2) It is recommended that the Reserve Bank of India can buy back the outstanding oil bonds and convert it into normal securities like Treasury Bills at 3.35 percent. This can be done immediately in order to ensure the goal of reducing interest costs of the Government of India. The saving over the period of the Bonds is Rs 17,788 Crores.
3) The Government and Reserve Bank can work together so that Reserve Bank of India buys to the extent of Rs. 33,00,000 crores of securities.
These can be converted into –
o 182 days Treasury Bills @ 3.35%
o 91 days Treasury Bills @ 1.75%
o 46 days Treasury Bills @ 1%
o 14 days Treasury Bills @ .25%
The table on list of Government of India securities outstanding as on 6th September 2021 is enclosed with this document. The list has been modified by making a table and the total outstanding in each of the interest rates is summarised here below.

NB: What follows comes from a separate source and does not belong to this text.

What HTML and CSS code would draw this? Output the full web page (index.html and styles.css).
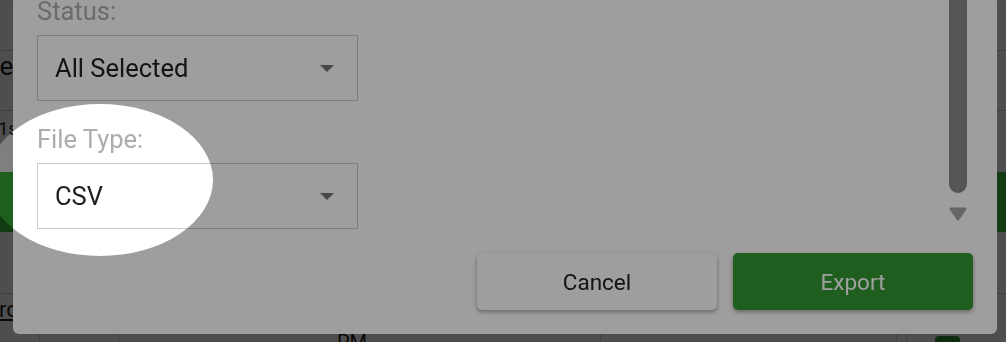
FILE: index.html
```html
<!DOCTYPE html>
<html lang="en">
<head>
<meta charset="utf-8">
<title>Export</title>
<link rel="stylesheet" href="styles.css">
</head>
<body>
<div class="page">
  <div class="row r1"></div>
  <div class="row r2"><span class="cut cut-type">Type</span></div>
  <div class="row r3">
    <div class="r3-text"><span class="cut cut-date">Oct 21st</span></div>
    <div class="greenbar"></div>
  </div>
  <div class="row r4">
    <div class="cell c1"><a class="cut cut-link" href="#">Error</a></div>
    <div class="cell c2"></div>
    <div class="cell c3">10/15/2023 3:45<br>PM</div>
    <div class="cell c4"></div>
    <div class="cell c5"></div>
    <div class="cell c6"><span class="chip"></span></div>
  </div>
</div>

<div class="backdrop"></div>

<div class="modal">
  <div class="modal-body">
    <div class="form">
      <div class="field">
        <div class="field-label">Status:</div>
        <div class="select">
          <span>All Selected</span>
          <svg class="caret" width="14" height="7" viewBox="0 0 14 7"><polygon points="0,0 14,0 7,7"/></svg>
        </div>
      </div>
      <div class="field">
        <div class="field-label">File Type:</div>
        <div class="select">
          <span>CSV</span>
          <svg class="caret" width="14" height="7" viewBox="0 0 14 7"><polygon points="0,0 14,0 7,7"/></svg>
        </div>
      </div>
    </div>
    <div class="scrollbar">
      <div class="thumb"></div>
      <div class="sb-button">
        <svg width="18" height="14" viewBox="0 0 18 14"><polygon points="2,2 16,2 9,12" stroke-linejoin="round"/></svg>
      </div>
    </div>
  </div>
  <div class="modal-footer">
    <button class="btn btn-cancel">Cancel</button>
    <button class="btn btn-export">Export</button>
  </div>
</div>

<div class="spotlight"></div>
</body>
</html>
```

FILE: styles.css
```css
html, body {
  margin: 0;
  padding: 0;
}
body {
  width: 1006px;
  height: 342px;
  overflow: hidden;
  font-family: Roboto, "Noto Sans", Arial, sans-serif;
  color: #212121;
  background: #fff;
}

/* background page */
.page {
  height: 342px;
  overflow: hidden;
  background: #fff;
}
.row {
  border-bottom: 1px solid #cbcbcb;
  box-sizing: content-box;
  overflow: hidden;
  white-space: nowrap;
}
.r1 { height: 50px; }
.r2 { height: 59px; font-size: 26px; line-height: 30px; }
.r3 { height: 182px; }
.r3-text { padding-top: 6px; font-size: 18px; line-height: 24px; }
.cut { display: inline-block; }
.cut-type { margin-left: -42px; }
.cut-date { margin-left: -44px; }
.greenbar {
  margin-top: 31px;
  height: 60px;
  background: #3cbe3c;
}
.r4 {
  border-bottom: none;
  height: 60px;
  display: flex;
}
.cell {
  border-right: 1px solid #cbcbcb;
  height: 100%;
  box-sizing: border-box;
}
.c1 { width: 40px; padding-top: 4px; font-size: 22px; line-height: 24px; }
.cut-link { color: #212121; text-decoration: underline; margin-left: -21px; }
.c2 { width: 79px; }
.c3 { width: 482px; padding: 12px 15px 0 0; font-size: 20px; line-height: 24px; text-align: center; }
.c4 { width: 296px; }
.c5 { width: 10px; }
.c6 { flex: 1; border-right: none; padding: 42px 0 0 28px; }
.chip {
  display: block;
  width: 25px;
  height: 25px;
  border-radius: 4px;
  background: #2f8f2f;
}

/* modal backdrop */
.backdrop {
  position: fixed;
  inset: 0;
  background: rgba(0, 0, 0, 0.5);
}

/* dialog */
.modal {
  position: fixed;
  left: 13px;
  right: 9px;
  bottom: 8px;
  background: #fff;
  border-radius: 6px;
  padding: 0 24px 24px;
  display: flex;
  flex-direction: column;
}
.modal-body {
  height: 233px;
  display: flex;
  overflow: hidden;
}
.form {
  flex: 1;
  display: flex;
  flex-direction: column;
  gap: 23px;
}
.field-label {
  font-size: 25.5px;
  line-height: 30px;
  color: #acacac;
  margin-bottom: 9px;
}
.select {
  width: 321px;
  height: 66px;
  box-sizing: border-box;
  border: 1px solid #cbcbcb;
  display: flex;
  align-items: center;
  justify-content: space-between;
  padding: 0 23px 0 17px;
  font-size: 25.5px;
  color: #212121;
}
.caret { display: block; fill: #757575; }

.scrollbar {
  width: 30px;
  display: flex;
  flex-direction: column;
}
.thumb {
  flex: 1;
  margin: 0 6px 6px;
  background: #8a8a8a;
  border-radius: 0 0 9px 9px;
}
.sb-button {
  height: 30px;
  display: flex;
  align-items: center;
  justify-content: center;
}
.sb-button svg {
  display: block;
  fill: #a4a4a4;
  stroke: #a4a4a4;
  stroke-width: 3;
}

.modal-footer {
  margin-top: 24px;
  display: flex;
  justify-content: flex-end;
  gap: 16px;
}
.btn {
  width: 240px;
  height: 57px;
  border: none;
  border-radius: 5px;
  font-family: Roboto, "Noto Sans", Arial, sans-serif;
  font-size: 22.5px;
  cursor: pointer;
  box-shadow: 0 2px 4px rgba(0, 0, 0, 0.35);
}
.btn-cancel { background: #fff; color: #212121; }
.btn-export { background: #359834; color: #fff; }

/* spotlight highlight */
.spotlight {
  position: fixed;
  left: -13px;
  top: 104px;
  width: 226px;
  height: 152px;
  border-radius: 50%;
  box-shadow: 0 0 0 2000px rgba(0, 0, 0, 0.38);
  pointer-events: none;
}
```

Total Outstanding Securities at different interest rate slabs (Rs. Crore):
4) Reserve Bank of India within its purview can structure as a response to current global Indian factors as follows in the next 4 months as a borrowing structure:
• Treasury Bills Reverse Repo Rate less than 14 days Maturity 0.25%
• Treasury Bills Reverse Repo Rate less than 46 days 0.50%
• Less than 182 days 0.75%
• Less than 364 days 1.00%
5) The RBI Governor in a recent interview conveyed that interest rate on Reverse Repo is within its purview and not within the MPC. Therefore, Reverse Repo auctions can be restricted to Treasury Bills at the respective rates.
6) The Government of India and Reserve Bank of India can create the additional liquidity temporarily so that Government of India can manage to raise these resources for the current year at a low cost. To this end, for at least next 18 months it need not raise any long-term loans beyond 10 years.
7) When Government of India can turn at least 75 percent of its current outstanding, it can save Rs.4,00,000 crores of interest annually for the next 10 years.
The Government of India and RBI together should cognise that saving interest outgo is an exercise of convergence. It will help reduce revenue deficit and hence the fiscal deficit.
When the Government of India is affected, the whole nation gets affected.
RBI’s mission and mandate are for the people of India. The Reserve Bank of India and Government of India need to act to reduce the outgo of interest from the Government of India. This needs to be acted on expeditiously and the exercises and action needs to be in the current year.
Government of India will save Rs. 4,59,000 Crores when action is initiated within 4 to 6 weeks now without waiting for Budget 2022-23.
European nations are at negative interest rates and rest of OECD are at marginally positive interest rates at .25 to .75 percent.
It is therefore India’s moment to capture Rs 33,00,000 Crores equivalent of Rupee Debt at a cost between .25 to 3.35 percent for Treasury Bills by integrating the Forex Markets with the Bond Markets.
The balance of Rs. 40,00,000 crores also needs to be brought within the 4 to 4.75 percent range.
India will grow at 8 to 10 percent CAGR only when –
• Government expenditure comes down.
• Public consumption goes up.
• Capital goods for long-term can be accessed for future returns.
• High-cost debt as legacy is replaced by low-cost debt for all entities.
• Growth needs to be in middle class housing.
• Infrastructure and long-term finance are priced around 6.1 percent to 7.5 percent or lower, and stable for 10 to 30 years.
• Savers interests are protected by secured long-term debt.
• Inflation needs to have a balanced view.
These are some among the steps that are required to be taken and need to get collaborated with the real economy.
India will grow into a Rs 400 trillion economy when a series of actions are initiated for the medium and long-term.